Last Friday, the Rice family filed a wrongful death lawsuit in federal court, primarily against the Cleveland police, NBC News reported. Relatives allege the child fell to the snow-covered ground "still alive, shot in the stomach, and bleeding to death." They filed 27 different accusations in the lawsuit, ranging from excessive force by the two officers and negligence, to intentional infliction of emotional distress and false imprisonment.

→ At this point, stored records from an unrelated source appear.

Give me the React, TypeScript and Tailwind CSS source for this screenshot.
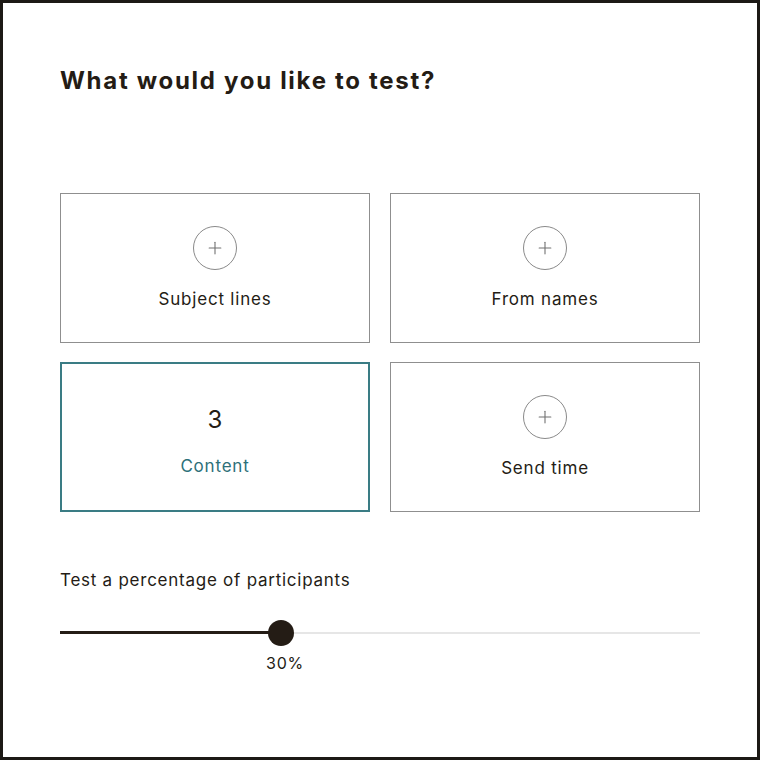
import { Plus } from 'lucide-react';

const options = [
  { name: 'Subject lines', count: null },
  { name: 'From names', count: null },
  { name: 'Content', count: 3 },
  { name: 'Send time', count: null },
];

const App = () => {
  return (
    <div
      className="h-[760px] w-[760px] border-[3px] border-[#1c1915] bg-white text-[#241c15]"
      style={{ fontFamily: 'Inter, "Noto Sans", sans-serif' }}
    >
      <div className="px-[57px] pt-[61px]">
        <h1 className="text-[24px] font-bold leading-[34px] tracking-[1.7px]">What would you like to test?</h1>

        <div className="mt-[95px] grid grid-cols-2 gap-x-[20px] gap-y-[19px]">
          {options.map((opt) => {
            const active = opt.count !== null;
            return (
              <div
                key={opt.name}
                className={
                  active
                    ? 'flex h-[150px] flex-col items-center border-2 border-[#3a7c84]'
                    : 'flex h-[150px] flex-col items-center border border-[#8f8f8f]'
                }
              >
                {active ? (
                  <div className="mt-[34px] flex h-[43px] items-center text-[24px] leading-none text-[#241c15]">
                    {opt.count}
                  </div>
                ) : (
                  <div className="mt-[32px] flex h-[44px] w-[44px] items-center justify-center rounded-full border-[1.5px] border-[#8a8a8a]">
                    <Plus className="size-[20px] text-[#707070]" strokeWidth={1.3} />
                  </div>
                )}
                <div
                  className={
                    active
                      ? 'mt-[13px] text-[17px] leading-[24px] tracking-[0.8px] text-[#2d7079]'
                      : 'mt-[17px] text-[17px] leading-[24px] tracking-[0.8px] text-[#241c15]'
                  }
                >
                  {opt.name}
                </div>
              </div>
            );
          })}
        </div>

        <p className="mt-[56px] text-[17px] leading-[24px] tracking-[0.75px]">Test a percentage of participants</p>

        <div className="relative mt-[28px] h-[26px]">
          <div className="absolute left-0 right-0 top-[12px] h-[2px] bg-[#e6e6e6]" />
          <div className="absolute left-0 top-[11px] h-[3px] w-[221px] bg-[#241c15]" />
          <div className="absolute left-[208px] top-0 h-[26px] w-[26px] rounded-full bg-[#241c15]" />
        </div>
        <div className="ml-[206px] mt-[6px] text-[16px] leading-[22px] tracking-[0.8px]">30%</div>
      </div>
    </div>
  );
};

export default App;
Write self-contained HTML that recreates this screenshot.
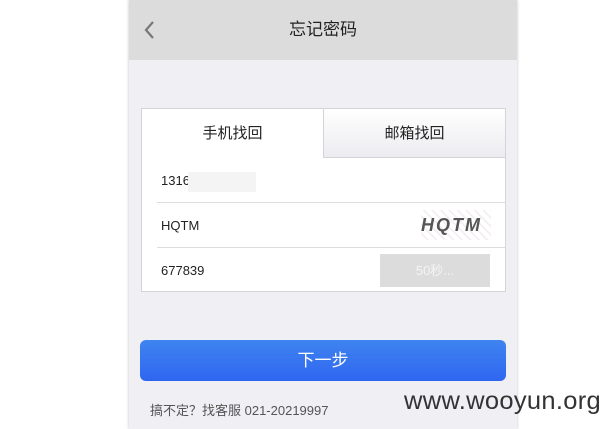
<!DOCTYPE html>
<html><head><meta charset="utf-8"><style>
*{margin:0;padding:0;box-sizing:border-box}
body{width:610px;height:429px;background:#fff;position:relative;overflow:hidden;font-family:"Liberation Sans","Noto Sans CJK SC",sans-serif}
.phone{position:absolute;left:129px;top:0;width:388px;height:429px;background:#efeff4;box-shadow:0 0 3px rgba(0,0,0,.25)}
.hd{position:absolute;left:0;top:0;width:388px;height:60px;background:#dcdcdc;text-align:center;line-height:60px;font-size:17px;color:#222}
.back{position:absolute;left:14px;top:20px}
.card{position:absolute;left:12px;top:108px;width:365px;height:184px;background:#fff;border:1px solid #d4d4d8;overflow:hidden}
.tab{position:absolute;top:0;height:49px;line-height:49px;text-align:center;font-size:15px;color:#222}
.t1{left:0;width:181px;background:#fff}
.t2{left:181px;width:182px;background:linear-gradient(#fff,#ececf0);border-left:1px solid #d4d4d8;border-bottom:1px solid #d4d4d8}
.row{position:absolute;left:15px;right:0;height:45px;line-height:45px;font-size:13px;color:#222;padding-left:4px}
.div{border-top:1px solid #ddd}
.btn{position:absolute;left:11px;top:340px;width:366px;height:41px;border-radius:6px;background:linear-gradient(#3f84f0,#2f66f0);color:#fff;text-align:center;line-height:41px;font-size:17px}
.ft{position:absolute;left:21px;top:400px;font-size:13px;color:#555}
.wm{position:absolute;left:404px;top:387px;font-size:25px;color:#333;letter-spacing:.3px;transform:scaleX(1.02);transform-origin:left}
.cap{position:absolute;right:14px;top:7px;width:70px;height:30px;font:italic bold 18px "Liberation Sans",sans-serif;color:#555;letter-spacing:2px;line-height:30px;background:repeating-linear-gradient(45deg,#fff 0 4px,#f3eef3 4px 6px)}
.sms{position:absolute;right:15px;top:6px;width:110px;height:33px;background:#dcdcdc;color:#f4f4f4;text-align:center;line-height:33px;font-size:13px}
</style></head><body>
<div class="phone">
 <div class="hd">忘记密码
  <svg class="back" width="12" height="20" viewBox="0 0 12 20"><path d="M10 2L3 10l7 8" fill="none" stroke="#777" stroke-width="2.2"/></svg>
 </div>
 <div class="card">
  <div class="tab t1">手机找回</div>
  <div class="tab t2">邮箱找回</div>
  <div class="row" style="top:49px">1316<span style="display:inline-block;width:68px;height:20px;background:#f4f4f4;vertical-align:middle;margin-left:-2px"></span></div>
  <div class="row div" style="top:93px">HQTM<div class="cap">HQTM</div></div>
  <div class="row div" style="top:138px">677839<div class="sms">50秒...</div></div>
 </div>
 <div class="btn">下一步</div>
 <div class="ft">搞不定？找客服 021-20219997</div>
</div>
<div class="wm">www.wooyun.org</div>
</body></html>
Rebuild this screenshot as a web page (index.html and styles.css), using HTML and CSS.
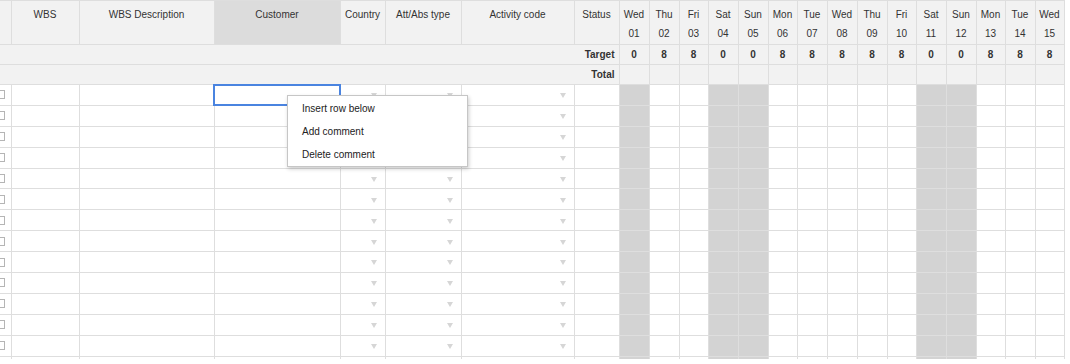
FILE: index.html
```html
<!DOCTYPE html>
<html lang="en">
<head>
    <meta charset="UTF-8">
    <title>Timesheet</title>
    <link rel="stylesheet" href="styles.css">
    <script>
const days = [
    ['Wed', '01', 0], ['Thu', '02', 8], ['Fri', '03', 8], ['Sat', '04', 0], ['Sun', '05', 0],
    ['Mon', '06', 8], ['Tue', '07', 8], ['Wed', '08', 8], ['Thu', '09', 8], ['Fri', '10', 8],
    ['Sat', '11', 0], ['Sun', '12', 0], ['Mon', '13', 8], ['Tue', '14', 8], ['Wed', '15', 8]
];
// day column widths, so the grid lines land where the sheet had them
const dayWidths = [30, 30, 29, 30, 30, 29, 30, 30, 30, 29, 30, 30, 29, 30, 29];
const ROWS = 14;

function buildSheet() {
    const cols = document.getElementById('cols');
    dayWidths.forEach(w => {
        const col = document.createElement('col');
        col.style.width = w + 'px';
        cols.appendChild(col);
    });

    const headRow = document.getElementById('headRow');
    const targetRow = document.getElementById('targetRow');
    const totalRow = document.getElementById('totalRow');
    days.forEach(d => {
        headRow.insertAdjacentHTML('beforeend', `<th>${d[0]}<br>${d[1]}</th>`);
        targetRow.insertAdjacentHTML('beforeend', `<td class="num">${d[2]}</td>`);
        totalRow.insertAdjacentHTML('beforeend', `<td></td>`);
    });

    const body = document.getElementById('sheetBody');
    for (let i = 0; i < ROWS; i++) {
        const row = document.createElement('tr');
        let html = `
            <td class="check"><span class="box"></span></td>
            <td></td>
            <td></td>
            <td class="${i === 0 ? 'selected' : ''}"></td>
            <td class="pick"><span class="arrow"></span></td>
            <td class="pick"><span class="arrow"></span></td>
            <td class="pick"><span class="arrow"></span></td>
            <td></td>`;
        days.forEach(d => {
            html += `<td class="${d[2] === 0 ? 'off' : ''}"></td>`;
        });
        row.innerHTML = html;
        body.appendChild(row);
    }
}

document.addEventListener('DOMContentLoaded', buildSheet);
    </script>
</head>
<body>

    <div class="sheet">
        <table class="grid">
            <colgroup id="cols">
                <col style="width:11px">
                <col style="width:68px">
                <col style="width:135px">
                <col style="width:126px">
                <col style="width:45px">
                <col style="width:76px">
                <col style="width:113px">
                <col style="width:45px">
            </colgroup>
            <thead>
                <tr id="headRow">
                    <th class="first"></th>
                    <th>WBS</th>
                    <th>WBS Description</th>
                    <th class="sorted">Customer</th>
                    <th>Country</th>
                    <th>Att/Abs type</th>
                    <th>Activity code</th>
                    <th>Status</th>
                </tr>
                <tr id="targetRow" class="sum">
                    <td colspan="8" class="label">Target</td>
                </tr>
                <tr id="totalRow" class="sum">
                    <td colspan="8" class="label">Total</td>
                </tr>
            </thead>
            <tbody id="sheetBody">
                <!-- rows built on load -->
            </tbody>
        </table>

        <div class="menu">
            <div class="menu-item">Insert row below</div>
            <div class="menu-item">Add comment</div>
            <div class="menu-item">Delete comment</div>
        </div>
    </div>

</body>
</html>
```

FILE: styles.css
```css
body {
    margin: 0;
    font-family: 'Liberation Sans', Arial, sans-serif;
    font-size: 10px;
    color: #333;
    background-color: #fff;
}
.sheet {
    position: relative;
    height: 359px;
    overflow: hidden;
}
.grid {
    width: 1064px;
    border-collapse: collapse;
    table-layout: fixed;
}
.grid th, .grid td {
    border: 1px solid #dedede;
    padding: 0;
    white-space: nowrap;
    overflow: hidden;
}
.grid th {
    height: 39px;
    padding-top: 4px;
    line-height: 19px;
    background-color: #f2f2f2;
    font-weight: normal;
    text-align: center;
    vertical-align: top;
}
.grid th.first,
.grid .label {
    border-left: none;
}
.grid th.sorted {
    background-color: #dcdcdc;
}
.sum td {
    height: 19px;
    background-color: #f2f2f2;
    font-weight: bold;
    text-align: center;
}
.sum td.label {
    text-align: right;
    padding-right: 4px;
}
tbody td {
    height: 19.9px;
    background-color: #fff;
}
tbody td.check {
    border-left: none;
}
.box {
    display: block;
    width: 7px;
    height: 7px;
    margin-left: -4px;
    border: 1px solid #b5b5b5;
    background-color: #fff;
}
tbody td.off {
    background-color: #d3d3d3;
}
td.pick {
    text-align: right;
    padding-right: 8px;
}
.arrow {
    display: inline-block;
    border-left: 3px solid transparent;
    border-right: 3px solid transparent;
    border-top: 5px solid #d6d6d6;
    vertical-align: middle;
}
td.selected {
    outline: 2px solid #4a84e0;
    outline-offset: -1px;
}

/* right-click menu over the grid */
.menu {
    position: absolute;
    left: 287px;
    top: 95px;
    width: 179px;
    padding-top: 1px;
    background-color: #fff;
    border: 1px solid #c6c6c6;
    box-shadow: 1px 2px 4px rgba(0, 0, 0, 0.2);
}
.menu-item {
    height: 23px;
    line-height: 23px;
    padding-left: 14px;
    color: #222;
    font-size: 10px;
}
```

RELATED: New video shows officers tackling Tamir Rice's teenage sister

The Rice family may file a complaint with the Ohio city's Civilian Police Review Board about the child's death and the treatment of his teenage sister who was reportedly tackled to the ground by police, according to NBC's Ron Allen. In January, Mayor Frank Jackson changed who holds jurisdiction over the Rice case from the Cleveland Police Department to the Cuyahoga County Sheriff’s Department.

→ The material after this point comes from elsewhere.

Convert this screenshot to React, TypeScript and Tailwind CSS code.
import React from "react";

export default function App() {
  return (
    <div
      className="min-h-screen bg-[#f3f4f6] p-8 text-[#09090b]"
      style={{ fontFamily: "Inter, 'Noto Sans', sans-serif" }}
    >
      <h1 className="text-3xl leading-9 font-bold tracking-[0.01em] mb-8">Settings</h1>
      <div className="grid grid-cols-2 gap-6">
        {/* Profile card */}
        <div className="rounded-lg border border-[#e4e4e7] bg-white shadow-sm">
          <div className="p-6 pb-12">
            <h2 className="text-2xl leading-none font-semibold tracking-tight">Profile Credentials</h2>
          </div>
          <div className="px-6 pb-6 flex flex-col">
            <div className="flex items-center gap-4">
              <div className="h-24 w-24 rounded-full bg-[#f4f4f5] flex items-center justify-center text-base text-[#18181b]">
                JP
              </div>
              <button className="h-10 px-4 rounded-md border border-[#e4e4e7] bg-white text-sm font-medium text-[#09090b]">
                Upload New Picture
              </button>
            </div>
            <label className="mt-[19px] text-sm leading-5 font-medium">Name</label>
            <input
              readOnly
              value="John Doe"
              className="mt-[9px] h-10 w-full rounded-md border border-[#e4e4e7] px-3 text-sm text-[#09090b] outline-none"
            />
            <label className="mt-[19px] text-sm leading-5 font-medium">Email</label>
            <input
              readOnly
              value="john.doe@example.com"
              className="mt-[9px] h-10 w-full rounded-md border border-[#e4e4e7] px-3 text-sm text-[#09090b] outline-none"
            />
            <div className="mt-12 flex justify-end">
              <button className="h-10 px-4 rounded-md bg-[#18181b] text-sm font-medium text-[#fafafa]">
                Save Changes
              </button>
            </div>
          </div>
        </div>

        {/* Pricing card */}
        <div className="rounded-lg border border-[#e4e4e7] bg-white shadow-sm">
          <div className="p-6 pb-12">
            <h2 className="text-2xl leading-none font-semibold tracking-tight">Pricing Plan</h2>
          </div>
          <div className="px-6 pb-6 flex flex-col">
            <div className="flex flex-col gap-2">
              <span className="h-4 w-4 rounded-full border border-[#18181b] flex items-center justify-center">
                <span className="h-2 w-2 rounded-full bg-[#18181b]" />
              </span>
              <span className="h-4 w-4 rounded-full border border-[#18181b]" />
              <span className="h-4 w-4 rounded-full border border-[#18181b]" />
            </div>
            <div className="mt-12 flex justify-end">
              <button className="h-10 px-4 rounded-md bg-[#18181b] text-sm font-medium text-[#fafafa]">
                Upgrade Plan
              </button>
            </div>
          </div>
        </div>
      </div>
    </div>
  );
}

Rice's death was captured on surveillance video, previously released in November upon the family’s insistence. The footage shows Loehmann firing at the boy within two seconds of arriving on scene. An autopsy report revealed the child died from a single gunshot wound to the torso, which struck a major blood vessel in the boy’s abdomen, and injured his intestines and pelvis. Details later emerged that Loehmann had been deemed unfit for duty in 2012 by a small suburban police department where he previously worked.

In January, Cleveland city officials released additional video footage that shows officers tackling Rice's 14-year-old sister to the ground. The almost 30-minute surveillance video appears to depict the scene at the time of Rice’s death and the immediate events that followed. It reveals two officers tackling the boy’s sister as she runs from the left side of the screen to see her brother. They then place her in the nearby police vehicle.

The boy’s mother, Samaria Rice, publicly explained her version of the events that unfolded after police shot her son. When she arrived at the scene, she previously said, police had tackled and handcuffed her teenage daughter before placing her inside the cruiser, where she was screaming to see her mother.

The family's lawyers don't expect the process of convening a grand jury to begin until as late as April.

Recent killings by officers renewed a national conversation about community policing and law enforcement policies. Grand juries in Ferguson, Missouri, and New York City recently decided not to indict two white officers in the deaths of unarmed black men Brown and Eric Garner.